Syria’s war created millions of refugees – now some might be forced to return home
At least 5.1 million people have left Syria during the six-year conflict, with most seeking safety in Turkey, Jordan and Lebanon
As Syrian refugees begin to trickle back to a homeland still at war, aid agencies fear that a proposed change to UN guidelines could accelerate the pace of returns.
At least 5.1 million people have left Syria during the six-year conflict, with most seeking safety in Turkey, Jordan and Lebanon. The UN High Commissioner for Refugees (UNHCR) deemed the threat of violence and detention in Syria so grave that it has supported many of the refugees in the region.
But as the influx strains economies and deepens political tensions, host governments have discouraged refugees from settling permanently.
In Lebanon this year, Syrian refugees have been evicted from makeshift displacement camps. In Jordan, hundreds of Syrian refugees are being deported across the border monthly with little warning and no recourse.
Aid agencies and refugee advocates say they are worried that host governments might abuse planned changes to UN guidelines governing which Syrians are eligible for protection.
“That the Syrian refugee crisis was long-term and therefore needed sustainable solutions was the very clear and dominant narrative until very recently. But now there has been a shift,” said Jeff Crisp, a former head of policy development at UNHCR who is now an associate fellow at the London-based Chatham House foreign affairs think tank.
The UN agency said in June that it monitored “a notable trend of spontaneous returns” to Syria, with more than 22,000 refugees crossing back into the country between January and May.
There are few signs that mass returns will happen any time soon, but UNHCR is preparing to resettle the growing number who do cross back into Syria, recruiting new staffers in the country and seeking an additional US$150 million to improve conditions there.
Sharing few public details, it has also notified dozens of relief groups of a proposed change to its considerations, last updated in 2015, regarding which Syrians fleeing the conflict would be eligible for international protection. At a recent meeting in the Jordanian capital, Amman, representatives grilled a UNHCR representative over whether the change could be abused by host governments as an excuse to send Syrians back across the border.
“Will governments use this ‘wilfully’? Maybe,” said the representative, according to minutes of the meeting circulated among non-governmental organisations in the region. “Will we continue to protect Syrian refugees in Egypt? Absolutely.”
Rula Amin, a spokeswoman for UNHCR, said the agency is working on an update that is still under review.

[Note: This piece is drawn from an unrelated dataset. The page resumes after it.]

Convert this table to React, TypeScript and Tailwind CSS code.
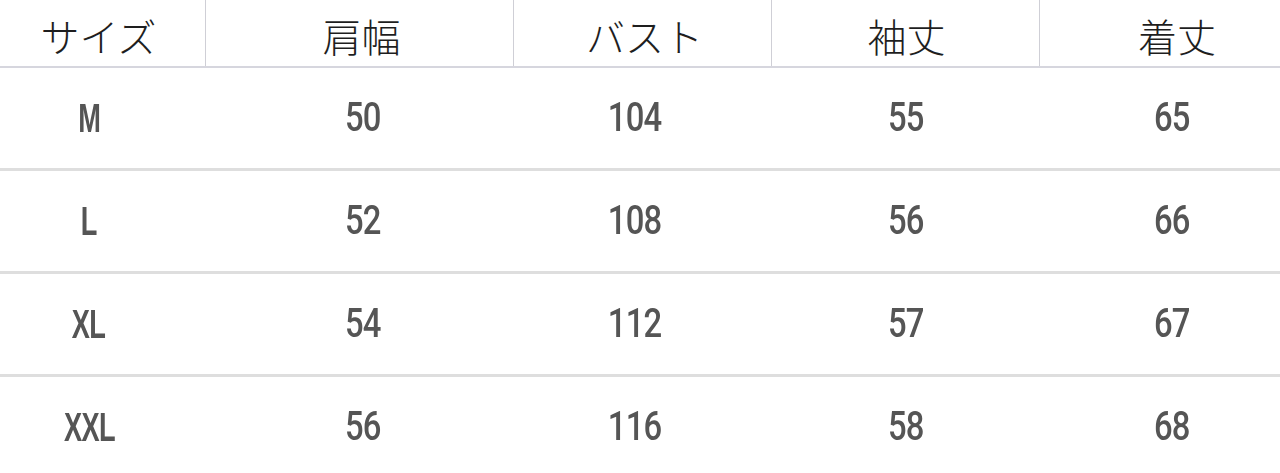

The increase in returns to Syria is partly a response to improving conditions in some areas of the country. Forces backing President Bashar al-Assad have recaptured most major urban centres, and thousands of rebel fighters once scattered throughout the country have relocated to an al-Qaeda-dominated province in the north under a series of government-driven truces.
But while government-held areas are largely secured from the threat of open warfare, many refugees fear the prospect of arrest or conscription to Syria’s overstretched army on return.

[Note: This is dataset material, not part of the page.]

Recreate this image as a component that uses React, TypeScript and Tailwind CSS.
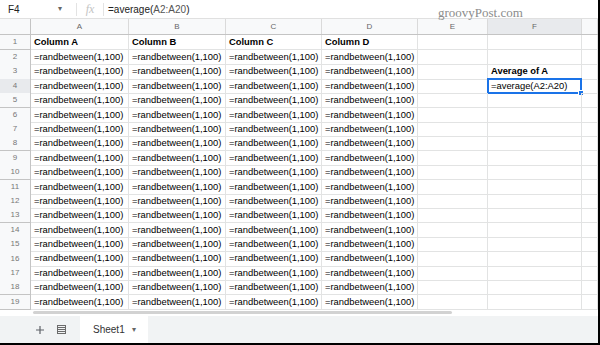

“I cannot trust anyone if I go back,” said Emad, a student from Aleppo who spoke on the condition that his second name be withheld out of fear for his safety. Now living in Tripoli, Lebanon’s second-largest city, he described what was meant to be a short trip back to Syria in 2014 to secure paperwork needed for a Lebanese residency permit.
Arrested within hours of arriving in Damascus, the capital, he said he was tortured for more than a year in the most brutal of the Assad government’s detention centres.
Other returnees say the grinding poverty of their lives abroad left them with little choice.
“We always thought we’d go back to Syria one day. We never realised it would be out of desperation or exhaustion,” said Maya, a young mother of four now living in Damascus.
In recent weeks, rumours have swirled among refugees. A message claiming that families must leave by September 1 went viral on messaging apps. Another falsely said UNHCR was planning to close its offices in Jordan.
“At times it’s bordering on hysteria,” one aid worker said, speaking on the condition of anonymity.